Os problemas começaram no ano letivo de 2013/2014. André frequentava o 5.º ano no ensino articulado de música. A mãe submetia toda a documentação que provava a sua sobredotação. Ainda assim, via rejeitado o pedido para o filho avançar de ano. “A escola duvidou dos elementos que constavam nos relatórios, não conheciam a legislação para estes casos, fui eu que tive de a entregar ao diretor de turma”, recorda a mãe. O processo arrastou-se. “Fui olhada como se quisesse pôr o meu filho num pedestal.” Causou danos emocionais ao miúdo: “Foi discriminado pelos professores. Faziam-lhe testes mais difíceis e de surpresa!”
Até hoje, a mãe não entende o que se passou. Sabe que os professores da escola de música, testemunhas da capacidade do filho, não foram chamados ao Conselho de Turma, que vetou a progressão de ano. Sabe que “até a professora do ensino especial, que nunca tinha feito nenhum teste ao André, disse não”.
Finalmente, o ano passou. André mudou de escola. Todavia viu-se forçado a frequentar o 6.º ano. “Porque lhe tinham cortado as pernas no ano passado”, insurge-se a mãe. Com o problema por resolver, em outubro é feita outra tentativa para permitir ao aluno avançar de ano. Os meses passaram sem que até maio os pais tivessem obtido retorno da parte da direção. Ainda assim, desta vez, tudo corria de forma diferente: mais recetividade da parte dos professores.
A própria escola andou à procura de respostas. Sem êxito, porque a legislação não é clara relativamente ao avanço em anos de fim de ciclo e sujeitos a exames nacionais. “Daí toda a ambiguidade e também receios por parte da escola de estar a fazer algo errado”, constata a mãe que diz compreender a situação.
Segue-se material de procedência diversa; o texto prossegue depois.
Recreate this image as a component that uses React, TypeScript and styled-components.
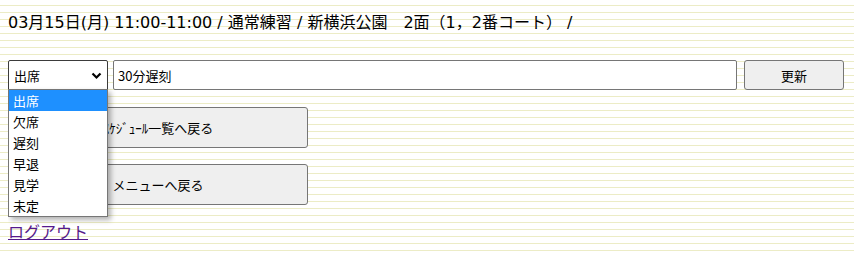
import React from 'react';
import styled, {createGlobalStyle} from 'styled-components';

const GlobalStyle = createGlobalStyle`
  html {
    background-color: #fff;
    background-image: repeating-linear-gradient(
      to bottom,
      transparent 0,
      transparent 5px,
      #ececc6 5px,
      #ececc6 6px,
      transparent 6px,
      transparent 7px
    );
  }
  body {
    margin: 8px;
    font-family: 'Noto Sans CJK JP', 'Noto Sans', sans-serif;
    color: #000;
  }
`;

const options = ['出席', '欠席', '遅刻', '早退', '見学', '未定'];

export default function App() {
  return (
    <>
      <GlobalStyle />
      <Page>
        <Title>
          03月15日(月) 11:00-11:00 / 通常練習 / 新横浜公園　2面（1，2番コート） /
        </Title>
        <FormRow>
          <SelectWrap>
            <SelectBox>
              <span>出席</span>
              <svg width="11" height="8" viewBox="0 0 11 8">
                <path d="M1.5 1.5 L5.5 5.5 L9.5 1.5" fill="none" stroke="#000" strokeWidth="2.2" />
              </svg>
            </SelectBox>
            <ListBox>
              {options.map((o, i) => (
                <Option key={o} $active={i === 0}>
                  {o}
                </Option>
              ))}
            </ListBox>
          </SelectWrap>
          <TextInput defaultValue="30分遅刻" />
          <SmallButton>更新</SmallButton>
        </FormRow>
        <NavButton>ｽｹｼﾞｭｰﾙ一覧へ戻る</NavButton>
        <NavButton>メニューへ戻る</NavButton>
        <LogoutLink href="#">ログアウト</LogoutLink>
      </Page>
    </>
  );
}

const Page = styled.div`
  display: flex;
  flex-direction: column;
  align-items: flex-start;
`;

const Title = styled.div`
  margin-top: 3px;
  font-family: 'DejaVu Sans', 'Noto Sans CJK JP', sans-serif;
  font-size: 16px;
  line-height: 24px;
  white-space: nowrap;
`;

const FormRow = styled.div`
  display: flex;
  align-items: stretch;
  gap: 5px;
  margin-top: 25px;
  width: 836px;
  height: 30px;
`;

const SelectWrap = styled.div`
  position: relative;
  width: 100px;
  flex-shrink: 0;
`;

const SelectBox = styled.div`
  box-sizing: border-box;
  height: 100%;
  display: flex;
  align-items: center;
  justify-content: space-between;
  padding: 0 5px 0 5px;
  border: 1px solid #3b3b3b;
  border-radius: 2px 2px 0 0;
  background: #fff;
  font-size: 13px;
  svg {
    margin-top: 1px;
  }
`;

const ListBox = styled.div`
  position: absolute;
  top: 29px;
  left: 0;
  width: 100px;
  box-sizing: border-box;
  border: 1px solid #767676;
  background: #fff;
  box-shadow: 3px 3px 5px rgba(0, 0, 0, 0.3);
  z-index: 10;
`;

const Option = styled.div<{$active: boolean}>`
  height: 21px;
  line-height: 21px;
  padding-left: 4px;
  font-size: 13px;
  background: ${(p) => (p.$active ? '#1e90ff' : '#fff')};
  color: ${(p) => (p.$active ? '#fff' : '#000')};
`;

const TextInput = styled.input`
  flex: 1;
  box-sizing: border-box;
  height: 100%;
  border: 1px solid #767676;
  border-radius: 2px;
  padding: 0 4px;
  font-family: 'Noto Sans CJK JP', sans-serif;
  font-size: 13px;
  color: #000;
  background: #fff;
`;

const SmallButton = styled.button`
  box-sizing: border-box;
  width: 100px;
  height: 100%;
  margin-left: 2px;
  border: 1px solid #767676;
  border-radius: 3px;
  background: #efefef;
  font-family: 'Noto Sans CJK JP', sans-serif;
  font-size: 13px;
  color: #000;
`;

const NavButton = styled.button`
  box-sizing: border-box;
  width: 300px;
  height: 41px;
  margin-top: 17px;
  border: 1px solid #767676;
  border-radius: 3px;
  background: #efefef;
  font-family: 'Noto Sans CJK JP', sans-serif;
  font-size: 13px;
  color: #000;
  & + & {
    margin-top: 16px;
  }
`;

const LogoutLink = styled.a`
  margin-top: 14px;
  font-size: 16px;
  line-height: 24px;
  color: #551a8b;
`;
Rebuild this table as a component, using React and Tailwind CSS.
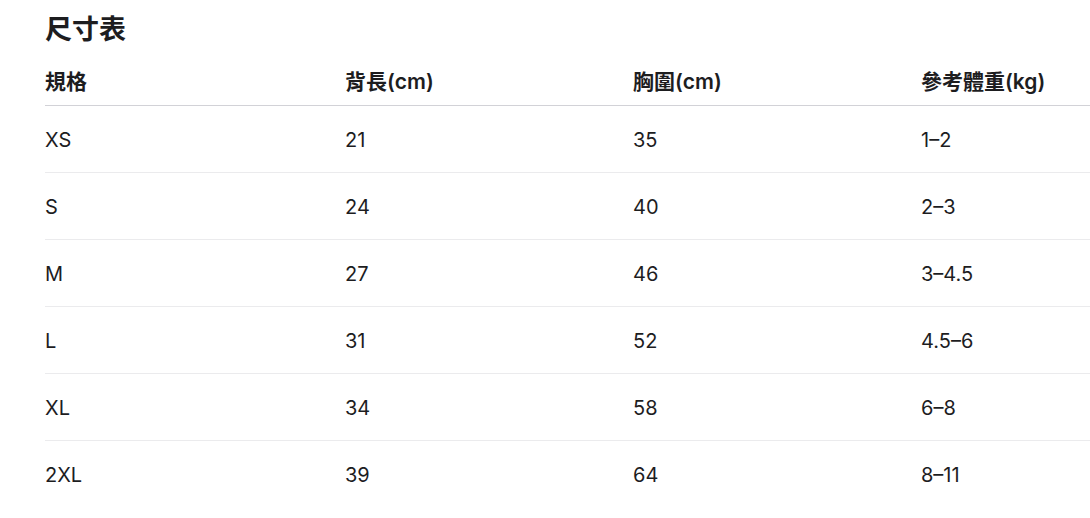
const rows = [
  ['XS', '21', '35', '1–2'],
  ['S', '24', '40', '2–3'],
  ['M', '27', '46', '3–4.5'],
  ['L', '31', '52', '4.5–6'],
  ['XL', '34', '58', '6–8'],
  ['2XL', '39', '64', '8–11'],
];

export default function App() {
  return (
    <div className="w-[1090px] h-[518px] overflow-hidden bg-white text-[#1d1d1f] font-['Inter','Noto_Sans_CJK_TC',sans-serif]">
      <div className="pl-[45px] pt-[13px]">
        <h2 className="text-[27px] font-bold leading-[34px]">尺寸表</h2>
        <table className="w-[1164px] mt-[14px] table-fixed border-collapse text-left text-[20px]">
          <colgroup>
            <col className="w-[300px]" />
            <col className="w-[288px]" />
            <col className="w-[288px]" />
            <col className="w-[288px]" />
          </colgroup>
          <thead>
            <tr className="border-b border-[#d2d2d7] text-[21px]">
              <th className="h-[44px] pb-[3px] font-semibold">規格</th>
              <th className="h-[44px] pb-[3px] font-semibold">背長(cm)</th>
              <th className="h-[44px] pb-[3px] font-semibold">胸圍(cm)</th>
              <th className="h-[44px] pb-[3px] font-semibold">參考體重(kg)</th>
            </tr>
          </thead>
          <tbody>
            {rows.map((r, i) => (
              <tr key={r[0]} className={i < rows.length - 1 ? 'border-b border-[#ebebed]' : ''}>
                {r.map((c, j) => (
                  <td key={j} className="h-[67px] pt-[3px] font-normal">{c}</td>
                ))}
              </tr>
            ))}
          </tbody>
        </table>
      </div>
    </div>
  );
}
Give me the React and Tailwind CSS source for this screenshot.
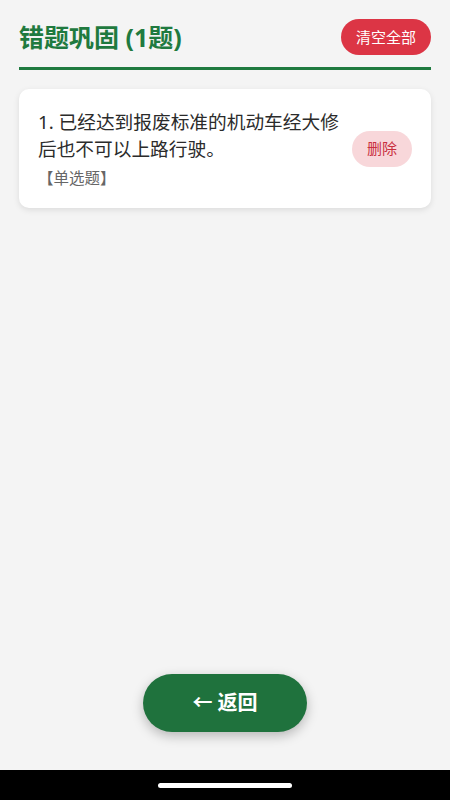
export default function App() {
  return (
    <div
      className="flex h-[800px] w-[450px] flex-col bg-[#f4f4f4] text-[#333]"
      style={{ fontFamily: '"Noto Sans", "Noto Sans CJK SC", sans-serif' }}
    >
      <div className="flex-1 px-[19px] pt-[19px]">
        <div className="flex h-[36px] items-center justify-between">
          <h1 className="text-[25px] font-bold leading-none text-[#1f7a3f]">错题巩固 (1题)</h1>
          <button className="h-[36px] rounded-full bg-[#dc3545] px-[15px] text-[15px] text-white">
            清空全部
          </button>
        </div>
        <div className="mt-[12px] h-[3px] bg-[#1f7a3f]" />

        <div className="mt-[19px] flex items-center gap-[10px] rounded-[10px] bg-white px-[19px] py-[19px] shadow-[0_2px_6px_rgba(0,0,0,0.1)]">
          <div className="flex-1">
            <p className="text-[18.7px] leading-[27px] text-[#2b2b2b]">1. 已经达到报废标准的机动车经大修后也不可以上路行驶。</p>
            <p className="mt-[5px] text-[15.5px] leading-[22px] text-[#666]">【单选题】</p>
          </div>
          <button className="h-[36px] w-[60px] rounded-full bg-[#f8d7da] text-[15px] text-[#c9303e]">
            删除
          </button>
        </div>
      </div>

      <div className="flex justify-center pb-[38px]">
        <button className="h-[58px] w-[164px] rounded-full bg-[#1f723d] text-[20px] font-bold text-white shadow-[0_4px_12px_rgba(0,0,0,0.25)]">
          ← 返回
        </button>
      </div>

      <div className="flex h-[30px] items-center justify-center bg-black">
        <div className="h-[5px] w-[134px] rounded-full bg-white" />
      </div>
    </div>
  );
}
Não compreende é o ziguezague percorrido a tentar desbloquear a vida escolar de André. Através de cartas, emails e telefonemas para as várias secções, secretarias e direções-gerais do Ministério da Educação e Ciência. Um labirinto de “ora ligue para ali”, “faça uma exposição a este”, “envie uma carta àquele”. Os destinatários - ministro da Educação, secretário de Estado do Ensino Básico - várias vezes repetidos.
E, no entanto, o óbvio: André tira notas muito boas a quase todas as disciplinas. Como acontece com muitos sobredotados, não é excelente em todas as áreas. A Educação Física e a Educação Visual são os seus pontos fracos. Nada que merecesse o “castigo” de ter ficado preso no 6.º ano, um grande contratempo gerador de uma maior frustração. “Este ano letivo já devia estar no 7.º ano”, insiste a mãe. O final do ano letivo assim o ditou, finalmente. Mas a mãe não se conforma com o travão imposto ao filho e assume que, por sua vontade, André frequentaria já o 8.º ano.
Desde que entrou para o 1.º ciclo, André foi um nómada na escola, com périplo por quatro estabelecimentos de ensino. Por essa razão, lamenta a mãe, “nunca teve oportunidade de criar um núcleo de amigos, como muitos dos outros seus colegas”. A vida escolar não tem sido fácil e a mãe não está otimista quanto ao futuro. Vê o filho quase sem amizades, cabisbaixo. “Ele tenta integrar-se, mas com tudo o que passou vai ter sempre tendência para se isolar.”